■ Instructions to follow ■
Examine the material below. Gather every line in which the string "index" appears.

__________________________________________________

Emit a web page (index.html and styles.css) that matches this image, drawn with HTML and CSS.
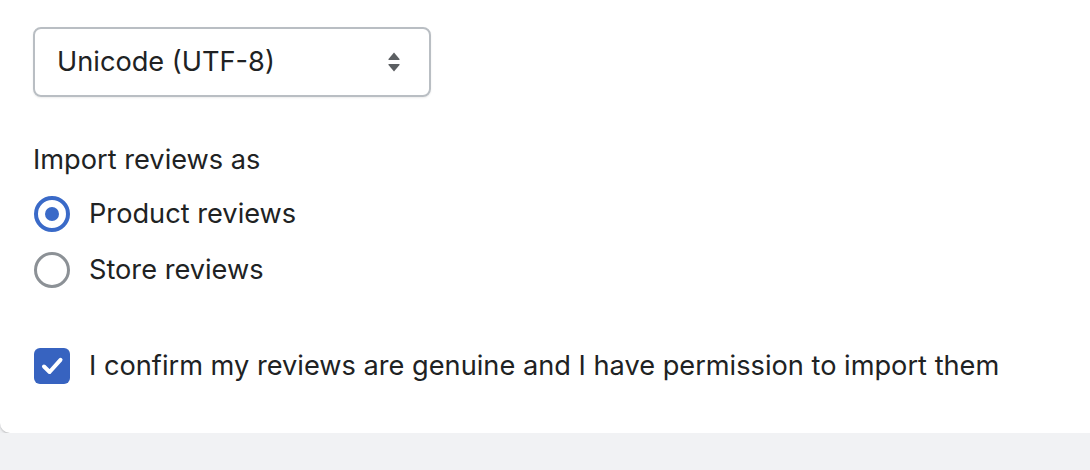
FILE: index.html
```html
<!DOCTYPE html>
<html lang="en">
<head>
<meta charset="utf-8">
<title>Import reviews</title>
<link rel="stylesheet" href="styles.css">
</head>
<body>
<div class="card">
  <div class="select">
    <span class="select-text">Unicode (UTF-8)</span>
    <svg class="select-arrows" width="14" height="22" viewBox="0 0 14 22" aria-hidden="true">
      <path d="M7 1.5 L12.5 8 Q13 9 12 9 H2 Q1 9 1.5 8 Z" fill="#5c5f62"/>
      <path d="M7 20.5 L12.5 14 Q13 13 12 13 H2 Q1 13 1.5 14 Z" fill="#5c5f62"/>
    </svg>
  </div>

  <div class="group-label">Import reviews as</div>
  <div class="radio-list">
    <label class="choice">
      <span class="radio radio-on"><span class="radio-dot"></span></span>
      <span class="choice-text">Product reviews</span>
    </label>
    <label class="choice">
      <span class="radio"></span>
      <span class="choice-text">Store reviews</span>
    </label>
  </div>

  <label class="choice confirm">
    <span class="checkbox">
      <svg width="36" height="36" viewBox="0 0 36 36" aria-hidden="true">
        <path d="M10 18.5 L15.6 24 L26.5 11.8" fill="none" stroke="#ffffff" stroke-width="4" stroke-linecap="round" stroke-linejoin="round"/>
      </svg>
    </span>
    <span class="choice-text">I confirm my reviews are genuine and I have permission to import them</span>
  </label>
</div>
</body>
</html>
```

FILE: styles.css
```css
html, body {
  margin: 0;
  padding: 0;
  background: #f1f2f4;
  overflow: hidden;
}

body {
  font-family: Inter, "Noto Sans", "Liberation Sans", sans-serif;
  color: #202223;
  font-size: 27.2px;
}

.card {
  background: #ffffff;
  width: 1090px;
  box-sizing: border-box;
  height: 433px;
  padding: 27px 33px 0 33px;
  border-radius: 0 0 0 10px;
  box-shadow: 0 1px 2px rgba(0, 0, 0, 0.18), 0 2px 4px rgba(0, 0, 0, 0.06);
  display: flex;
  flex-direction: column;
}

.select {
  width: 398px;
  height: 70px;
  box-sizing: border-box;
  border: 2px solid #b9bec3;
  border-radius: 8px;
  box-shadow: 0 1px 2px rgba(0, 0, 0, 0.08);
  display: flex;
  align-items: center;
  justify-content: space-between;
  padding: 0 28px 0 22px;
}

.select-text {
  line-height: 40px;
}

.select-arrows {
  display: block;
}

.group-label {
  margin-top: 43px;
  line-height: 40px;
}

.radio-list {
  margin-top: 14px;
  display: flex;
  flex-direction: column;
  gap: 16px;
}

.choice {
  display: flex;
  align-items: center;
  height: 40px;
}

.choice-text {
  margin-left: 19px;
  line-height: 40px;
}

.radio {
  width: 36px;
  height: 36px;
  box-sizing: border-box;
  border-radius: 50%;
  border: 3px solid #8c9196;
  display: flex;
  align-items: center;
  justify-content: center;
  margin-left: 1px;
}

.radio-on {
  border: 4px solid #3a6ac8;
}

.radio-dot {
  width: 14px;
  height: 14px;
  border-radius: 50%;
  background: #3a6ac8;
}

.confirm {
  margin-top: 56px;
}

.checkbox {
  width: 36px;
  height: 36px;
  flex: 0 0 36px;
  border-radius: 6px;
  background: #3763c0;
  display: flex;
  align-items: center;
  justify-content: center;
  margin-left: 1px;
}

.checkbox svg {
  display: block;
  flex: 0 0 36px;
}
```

__________________________________________________

■ Solution to the problem ■
Emit a web page (index.html and styles.css) that matches this image, drawn with HTML and CSS.
FILE: index.html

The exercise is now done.